_Exercise requirements_. In the data below, find every line that has the string "index", and copy it.

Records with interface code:
— begin —
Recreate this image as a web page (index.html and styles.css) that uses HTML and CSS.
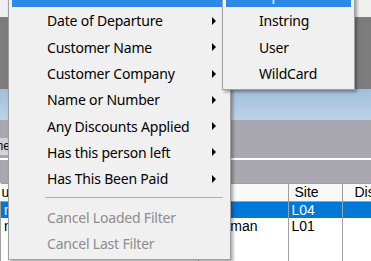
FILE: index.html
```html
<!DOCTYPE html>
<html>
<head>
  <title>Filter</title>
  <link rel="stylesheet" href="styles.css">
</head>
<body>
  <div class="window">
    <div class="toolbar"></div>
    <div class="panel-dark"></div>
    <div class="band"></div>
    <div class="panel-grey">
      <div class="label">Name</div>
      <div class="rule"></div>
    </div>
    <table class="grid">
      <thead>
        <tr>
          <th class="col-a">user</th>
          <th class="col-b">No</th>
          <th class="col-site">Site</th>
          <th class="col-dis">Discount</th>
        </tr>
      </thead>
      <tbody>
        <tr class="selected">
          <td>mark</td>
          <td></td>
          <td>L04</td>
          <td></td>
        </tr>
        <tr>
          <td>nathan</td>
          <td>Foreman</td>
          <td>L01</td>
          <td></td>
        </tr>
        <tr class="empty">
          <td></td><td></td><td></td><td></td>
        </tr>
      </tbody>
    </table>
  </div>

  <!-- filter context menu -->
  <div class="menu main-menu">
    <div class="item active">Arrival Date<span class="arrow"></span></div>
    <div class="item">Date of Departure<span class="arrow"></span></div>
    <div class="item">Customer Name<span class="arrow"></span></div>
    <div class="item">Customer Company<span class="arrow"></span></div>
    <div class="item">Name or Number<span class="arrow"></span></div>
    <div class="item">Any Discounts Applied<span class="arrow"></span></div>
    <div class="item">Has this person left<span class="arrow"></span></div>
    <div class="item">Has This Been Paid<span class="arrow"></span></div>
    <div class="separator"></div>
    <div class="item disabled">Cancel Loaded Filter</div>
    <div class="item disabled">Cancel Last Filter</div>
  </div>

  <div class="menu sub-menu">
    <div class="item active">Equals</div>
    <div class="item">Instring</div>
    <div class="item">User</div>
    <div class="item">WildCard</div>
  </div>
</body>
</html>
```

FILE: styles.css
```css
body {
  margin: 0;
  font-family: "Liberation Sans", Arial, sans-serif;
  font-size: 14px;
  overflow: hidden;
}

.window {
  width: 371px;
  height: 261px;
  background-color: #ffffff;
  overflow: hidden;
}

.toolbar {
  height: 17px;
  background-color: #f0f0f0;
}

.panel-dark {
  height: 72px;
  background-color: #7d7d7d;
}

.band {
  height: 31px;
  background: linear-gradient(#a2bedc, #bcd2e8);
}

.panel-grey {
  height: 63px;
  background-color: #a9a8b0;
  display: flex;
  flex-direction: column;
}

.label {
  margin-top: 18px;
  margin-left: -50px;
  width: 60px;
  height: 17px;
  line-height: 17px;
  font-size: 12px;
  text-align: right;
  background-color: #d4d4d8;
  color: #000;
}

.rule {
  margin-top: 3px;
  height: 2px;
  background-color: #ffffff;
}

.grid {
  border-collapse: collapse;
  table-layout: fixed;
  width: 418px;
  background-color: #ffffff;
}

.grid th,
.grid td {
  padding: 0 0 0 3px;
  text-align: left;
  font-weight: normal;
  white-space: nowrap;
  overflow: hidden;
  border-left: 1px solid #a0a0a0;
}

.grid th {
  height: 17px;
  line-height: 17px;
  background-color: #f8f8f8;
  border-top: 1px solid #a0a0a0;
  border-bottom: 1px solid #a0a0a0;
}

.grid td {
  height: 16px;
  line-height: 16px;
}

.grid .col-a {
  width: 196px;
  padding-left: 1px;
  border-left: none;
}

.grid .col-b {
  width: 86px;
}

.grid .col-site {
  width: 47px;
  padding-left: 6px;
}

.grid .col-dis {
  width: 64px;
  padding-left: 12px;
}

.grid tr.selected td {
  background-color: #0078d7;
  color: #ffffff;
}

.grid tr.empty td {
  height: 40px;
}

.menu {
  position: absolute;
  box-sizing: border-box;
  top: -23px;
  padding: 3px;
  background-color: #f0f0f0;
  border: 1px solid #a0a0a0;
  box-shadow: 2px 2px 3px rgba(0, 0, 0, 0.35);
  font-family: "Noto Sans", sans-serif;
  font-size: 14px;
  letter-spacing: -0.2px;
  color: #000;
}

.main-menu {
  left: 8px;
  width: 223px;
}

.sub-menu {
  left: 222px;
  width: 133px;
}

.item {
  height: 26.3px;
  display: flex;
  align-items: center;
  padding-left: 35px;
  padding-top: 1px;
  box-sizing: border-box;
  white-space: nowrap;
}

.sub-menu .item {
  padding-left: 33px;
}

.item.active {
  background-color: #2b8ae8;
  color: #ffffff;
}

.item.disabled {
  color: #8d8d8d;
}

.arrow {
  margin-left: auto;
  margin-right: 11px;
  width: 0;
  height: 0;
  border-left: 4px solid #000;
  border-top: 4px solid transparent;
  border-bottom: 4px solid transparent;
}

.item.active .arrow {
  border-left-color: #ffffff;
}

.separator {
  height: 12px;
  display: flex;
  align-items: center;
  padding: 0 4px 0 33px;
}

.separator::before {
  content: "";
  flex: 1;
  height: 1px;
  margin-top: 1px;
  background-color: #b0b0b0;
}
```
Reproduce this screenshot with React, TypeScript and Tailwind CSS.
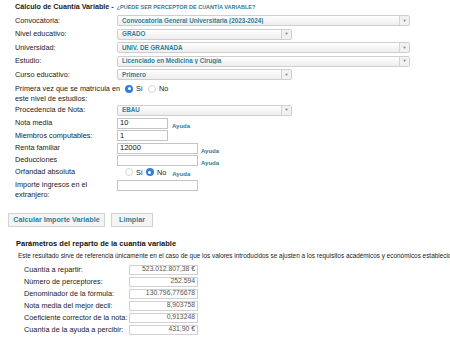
— end —
_In response_.
Recreate this image as a web page (index.html and styles.css) that uses HTML and CSS.
FILE: index.html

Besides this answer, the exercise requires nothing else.